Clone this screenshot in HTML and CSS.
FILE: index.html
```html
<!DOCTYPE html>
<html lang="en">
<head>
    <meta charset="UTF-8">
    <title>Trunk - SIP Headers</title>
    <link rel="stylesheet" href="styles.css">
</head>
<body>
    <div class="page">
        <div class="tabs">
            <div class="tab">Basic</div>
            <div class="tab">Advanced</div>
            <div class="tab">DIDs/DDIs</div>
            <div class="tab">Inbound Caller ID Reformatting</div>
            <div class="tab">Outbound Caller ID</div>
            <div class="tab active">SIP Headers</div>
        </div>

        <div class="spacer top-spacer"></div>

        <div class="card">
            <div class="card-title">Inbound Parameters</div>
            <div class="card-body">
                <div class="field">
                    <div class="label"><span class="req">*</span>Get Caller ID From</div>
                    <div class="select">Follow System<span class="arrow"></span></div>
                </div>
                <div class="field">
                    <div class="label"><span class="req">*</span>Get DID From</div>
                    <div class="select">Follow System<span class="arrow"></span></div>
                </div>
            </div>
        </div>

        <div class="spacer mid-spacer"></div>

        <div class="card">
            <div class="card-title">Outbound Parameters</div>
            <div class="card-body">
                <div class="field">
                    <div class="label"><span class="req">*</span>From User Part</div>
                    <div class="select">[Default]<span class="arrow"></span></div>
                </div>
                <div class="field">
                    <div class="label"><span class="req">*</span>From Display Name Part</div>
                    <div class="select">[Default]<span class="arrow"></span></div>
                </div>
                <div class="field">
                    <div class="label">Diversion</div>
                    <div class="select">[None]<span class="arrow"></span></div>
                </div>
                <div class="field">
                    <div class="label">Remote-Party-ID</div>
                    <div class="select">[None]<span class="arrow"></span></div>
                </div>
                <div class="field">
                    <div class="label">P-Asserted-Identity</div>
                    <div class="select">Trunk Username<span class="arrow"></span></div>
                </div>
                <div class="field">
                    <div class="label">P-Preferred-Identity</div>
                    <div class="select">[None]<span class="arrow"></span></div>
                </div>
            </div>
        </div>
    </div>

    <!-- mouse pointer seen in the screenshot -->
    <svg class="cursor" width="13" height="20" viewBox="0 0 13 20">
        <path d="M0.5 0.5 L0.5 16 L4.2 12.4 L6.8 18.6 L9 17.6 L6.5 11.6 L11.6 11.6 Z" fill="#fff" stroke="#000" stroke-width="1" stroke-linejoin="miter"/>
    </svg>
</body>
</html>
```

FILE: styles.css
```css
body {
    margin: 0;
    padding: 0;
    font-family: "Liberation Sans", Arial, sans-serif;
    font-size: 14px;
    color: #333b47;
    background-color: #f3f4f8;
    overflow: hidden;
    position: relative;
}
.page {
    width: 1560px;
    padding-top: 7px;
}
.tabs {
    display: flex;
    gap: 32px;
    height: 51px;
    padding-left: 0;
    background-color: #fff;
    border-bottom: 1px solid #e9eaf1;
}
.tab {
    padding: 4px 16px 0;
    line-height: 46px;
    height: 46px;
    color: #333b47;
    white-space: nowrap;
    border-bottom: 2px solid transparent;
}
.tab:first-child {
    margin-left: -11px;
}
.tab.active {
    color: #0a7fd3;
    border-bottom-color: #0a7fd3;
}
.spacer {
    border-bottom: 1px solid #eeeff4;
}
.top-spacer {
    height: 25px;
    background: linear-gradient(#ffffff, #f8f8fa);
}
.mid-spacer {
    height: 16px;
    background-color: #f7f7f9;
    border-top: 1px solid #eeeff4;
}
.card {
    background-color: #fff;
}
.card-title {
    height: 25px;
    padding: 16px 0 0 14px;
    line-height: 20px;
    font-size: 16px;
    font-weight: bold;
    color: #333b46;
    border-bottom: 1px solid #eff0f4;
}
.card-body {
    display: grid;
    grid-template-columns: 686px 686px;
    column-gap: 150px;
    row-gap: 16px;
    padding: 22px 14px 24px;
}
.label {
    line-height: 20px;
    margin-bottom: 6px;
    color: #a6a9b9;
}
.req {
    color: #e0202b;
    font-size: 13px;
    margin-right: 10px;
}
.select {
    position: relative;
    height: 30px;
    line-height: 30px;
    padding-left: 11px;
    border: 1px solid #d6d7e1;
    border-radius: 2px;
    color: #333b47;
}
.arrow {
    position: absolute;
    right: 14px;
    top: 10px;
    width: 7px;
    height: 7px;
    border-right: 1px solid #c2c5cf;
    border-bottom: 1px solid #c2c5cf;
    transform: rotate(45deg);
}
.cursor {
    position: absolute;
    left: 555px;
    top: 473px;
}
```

____

**Stated task**
Set down the listing in full, keeping every word exactly as it is.

**Solved problem**
Clone this screenshot in HTML and CSS.
FILE: index.html
```html
<!DOCTYPE html>
<html lang="en">
<head>
    <meta charset="UTF-8">
    <title>Trunk - SIP Headers</title>
    <link rel="stylesheet" href="styles.css">
</head>
<body>
    <div class="page">
        <div class="tabs">
            <div class="tab">Basic</div>
            <div class="tab">Advanced</div>
            <div class="tab">DIDs/DDIs</div>
            <div class="tab">Inbound Caller ID Reformatting</div>
            <div class="tab">Outbound Caller ID</div>
            <div class="tab active">SIP Headers</div>
        </div>

        <div class="spacer top-spacer"></div>

        <div class="card">
            <div class="card-title">Inbound Parameters</div>
            <div class="card-body">
                <div class="field">
                    <div class="label"><span class="req">*</span>Get Caller ID From</div>
                    <div class="select">Follow System<span class="arrow"></span></div>
                </div>
                <div class="field">
                    <div class="label"><span class="req">*</span>Get DID From</div>
                    <div class="select">Follow System<span class="arrow"></span></div>
                </div>
            </div>
        </div>

        <div class="spacer mid-spacer"></div>

        <div class="card">
            <div class="card-title">Outbound Parameters</div>
            <div class="card-body">
                <div class="field">
                    <div class="label"><span class="req">*</span>From User Part</div>
                    <div class="select">[Default]<span class="arrow"></span></div>
                </div>
                <div class="field">
                    <div class="label"><span class="req">*</span>From Display Name Part</div>
                    <div class="select">[Default]<span class="arrow"></span></div>
                </div>
                <div class="field">
                    <div class="label">Diversion</div>
                    <div class="select">[None]<span class="arrow"></span></div>
                </div>
                <div class="field">
                    <div class="label">Remote-Party-ID</div>
                    <div class="select">[None]<span class="arrow"></span></div>
                </div>
                <div class="field">
                    <div class="label">P-Asserted-Identity</div>
                    <div class="select">Trunk Username<span class="arrow"></span></div>
                </div>
                <div class="field">
                    <div class="label">P-Preferred-Identity</div>
                    <div class="select">[None]<span class="arrow"></span></div>
                </div>
            </div>
        </div>
    </div>

    <!-- mouse pointer seen in the screenshot -->
    <svg class="cursor" width="13" height="20" viewBox="0 0 13 20">
        <path d="M0.5 0.5 L0.5 16 L4.2 12.4 L6.8 18.6 L9 17.6 L6.5 11.6 L11.6 11.6 Z" fill="#fff" stroke="#000" stroke-width="1" stroke-linejoin="miter"/>
    </svg>
</body>
</html>
```

FILE: styles.css
```css
body {
    margin: 0;
    padding: 0;
    font-family: "Liberation Sans", Arial, sans-serif;
    font-size: 14px;
    color: #333b47;
    background-color: #f3f4f8;
    overflow: hidden;
    position: relative;
}
.page {
    width: 1560px;
    padding-top: 7px;
}
.tabs {
    display: flex;
    gap: 32px;
    height: 51px;
    padding-left: 0;
    background-color: #fff;
    border-bottom: 1px solid #e9eaf1;
}
.tab {
    padding: 4px 16px 0;
    line-height: 46px;
    height: 46px;
    color: #333b47;
    white-space: nowrap;
    border-bottom: 2px solid transparent;
}
.tab:first-child {
    margin-left: -11px;
}
.tab.active {
    color: #0a7fd3;
    border-bottom-color: #0a7fd3;
}
.spacer {
    border-bottom: 1px solid #eeeff4;
}
.top-spacer {
    height: 25px;
    background: linear-gradient(#ffffff, #f8f8fa);
}
.mid-spacer {
    height: 16px;
    background-color: #f7f7f9;
    border-top: 1px solid #eeeff4;
}
.card {
    background-color: #fff;
}
.card-title {
    height: 25px;
    padding: 16px 0 0 14px;
    line-height: 20px;
    font-size: 16px;
    font-weight: bold;
    color: #333b46;
    border-bottom: 1px solid #eff0f4;
}
.card-body {
    display: grid;
    grid-template-columns: 686px 686px;
    column-gap: 150px;
    row-gap: 16px;
    padding: 22px 14px 24px;
}
.label {
    line-height: 20px;
    margin-bottom: 6px;
    color: #a6a9b9;
}
.req {
    color: #e0202b;
    font-size: 13px;
    margin-right: 10px;
}
.select {
    position: relative;
    height: 30px;
    line-height: 30px;
    padding-left: 11px;
    border: 1px solid #d6d7e1;
    border-radius: 2px;
    color: #333b47;
}
.arrow {
    position: absolute;
    right: 14px;
    top: 10px;
    width: 7px;
    height: 7px;
    border-right: 1px solid #c2c5cf;
    border-bottom: 1px solid #c2c5cf;
    transform: rotate(45deg);
}
.cursor {
    position: absolute;
    left: 555px;
    top: 473px;
}
```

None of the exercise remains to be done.